Willows have 400 plus varieties and are all over the world, but the weeping willow by Black Hole Pond stood uniquely alone. Aspirin was derived from an ancient herbal remedy of willow bark’s salicylic acid. Then a synthetic compound named acetylsalicylic acid was found by the Bayer company to be more suitable for mass retail sale. Make tea with the dried spring leaves or twigs of any willow, or slow cook bark or soak the inner bark in brandy – to be ‘au natural’. – miscellaneous sources.
When I last saw Ellie, she said she has used willow water to help cherry tree starts – heard it works for tomatoes too so plans to try that for next spring. She has a little arthritis in her back and hands but she prefers regular aspirin because of the surety of dosage as well as the ease. Ellie said she gets her willow bark from back of the nursery on Old Grand Harbor. She said Dorethea used shoots for tea from the weeping willow near Black Hole Pond or in the yard ‘next ta’.

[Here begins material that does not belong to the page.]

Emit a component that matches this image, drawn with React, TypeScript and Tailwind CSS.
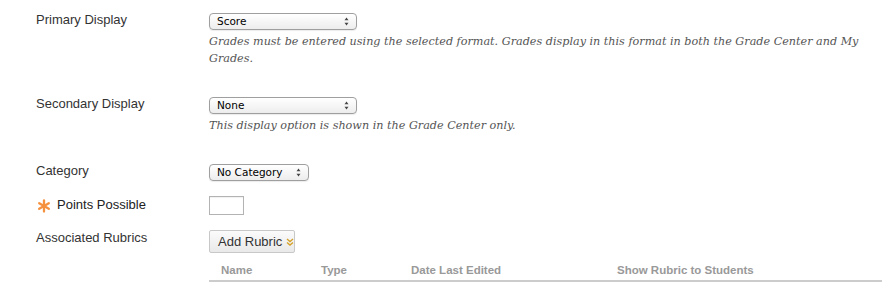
import React from "react";

function SelectBox({ label, width }: { label: string; width: string }) {
  return (
    <div
      className={`${width} h-[17px] mt-[1px] flex items-center justify-between rounded-[4px] border border-[#9f9f9f] bg-gradient-to-b from-white to-[#ededed] pl-[7px] pr-[7px] shadow-[0_1px_1px_rgba(0,0,0,0.08)]`}
    >
      <span className="font-['DejaVu_Sans',sans-serif] text-[10.5px] leading-[15px] text-black">{label}</span>
      <svg width="5" height="9" viewBox="0 0 5 9" className="shrink-0">
        <path d="M2.5 0.5 L4.5 3.3 L0.5 3.3 Z" fill="#444" />
        <path d="M2.5 8.5 L4.5 5.7 L0.5 5.7 Z" fill="#444" />
      </svg>
    </div>
  );
}

function Label({ children }: { children: React.ReactNode }) {
  return (
    <div className="w-[173px] shrink-0 text-[13px] leading-[16px] text-[#333]">{children}</div>
  );
}

function Desc({ children }: { children: React.ReactNode }) {
  return (
    <p className="mt-[3px] w-[665px] font-['DejaVu_Serif',serif] italic text-[11.2px] leading-[17px] text-[#555]">
      {children}
    </p>
  );
}

export default function App() {
  return (
    <div className="w-[882px] h-[293px] bg-white overflow-hidden font-['Liberation_Sans',Arial,sans-serif]">
      <div className="pl-[36px] pt-[12px]">
        <div className="flex">
          <Label>Primary Display</Label>
          <div>
            <SelectBox label="Score" width="w-[148px]" />
            <Desc>
              Grades must be entered using the selected format. Grades display in this format in both the Grade Center
              and My Grades.
            </Desc>
          </div>
        </div>

        <div className="flex mt-[29px]">
          <Label>Secondary Display</Label>
          <div>
            <SelectBox label="None" width="w-[148px]" />
            <Desc>This display option is shown in the Grade Center only.</Desc>
          </div>
        </div>

        <div className="flex mt-[29px]">
          <Label>Category</Label>
          <div>
            <SelectBox label="No Category" width="w-[100px]" />
          </div>
        </div>

        <div className="flex mt-[15px]">
          <div className="w-[173px] shrink-0 flex items-center text-[13px] leading-[16px] text-[#222]">
            <svg width="14" height="14" viewBox="0 0 14 14" className="ml-[1px] mr-[6px]">
              <g stroke="#f5913e" strokeWidth="2.3" strokeLinecap="round">
                <line x1="7" y1="1.5" x2="7" y2="12.5" />
                <line x1="2.2" y1="4.2" x2="11.8" y2="9.8" />
                <line x1="2.2" y1="9.8" x2="11.8" y2="4.2" />
              </g>
            </svg>
            <span className="-mt-[2px]">Points Possible</span>
          </div>
          <div className="w-[35px] h-[19px] border border-[#b3b3b3] bg-white shadow-[inset_0_1px_1px_rgba(0,0,0,0.06)]" />
        </div>

        <div className="flex mt-[15px]">
          <Label>Associated Rubrics</Label>
          <div className="w-[86px] h-[23px] shrink-0 whitespace-nowrap flex items-center rounded-[2px] border border-[#c8c8c8] bg-gradient-to-b from-[#fbfbfb] to-[#e9e9e9] pl-[8px] text-[13px] leading-[16px] text-[#333]">
            <span>Add Rubric</span>
            <svg width="8" height="8" viewBox="0 0 8 8" className="ml-[4px] shrink-0">
              <g fill="none" stroke="#d4a22b" strokeWidth="1.4">
                <path d="M1 1 L4 3.5 L7 1" />
                <path d="M1 4.5 L4 7 L7 4.5" />
              </g>
            </svg>
          </div>
        </div>

        <div className="ml-[173px] mt-[9px] border-b-2 border-[#cccccc]">
          <div className="flex h-[18px] pb-[2px] pl-[12px] text-[11.5px] leading-[16px] font-bold text-[#999]">
            <div className="w-[100px]">Name</div>
            <div className="w-[90px]">Type</div>
            <div className="w-[206px]">Date Last Edited</div>
            <div>Show Rubric to Students</div>
          </div>
        </div>
      </div>
    </div>
  );
}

While I was nearby, I then went by Second Cousin Removed Dorethea’s house where she once lived just to see if it still looked like anything I remembered. A small park is where the house once was, Dorethea’s homage to Grand Uncle Willie, according to a sign – part of a land swap allowing a new housing development up along the creek. Weeping willows live 50 years and there was no sign of it having ever been there. Black Hole Pond was filled in and is ‘no mo’.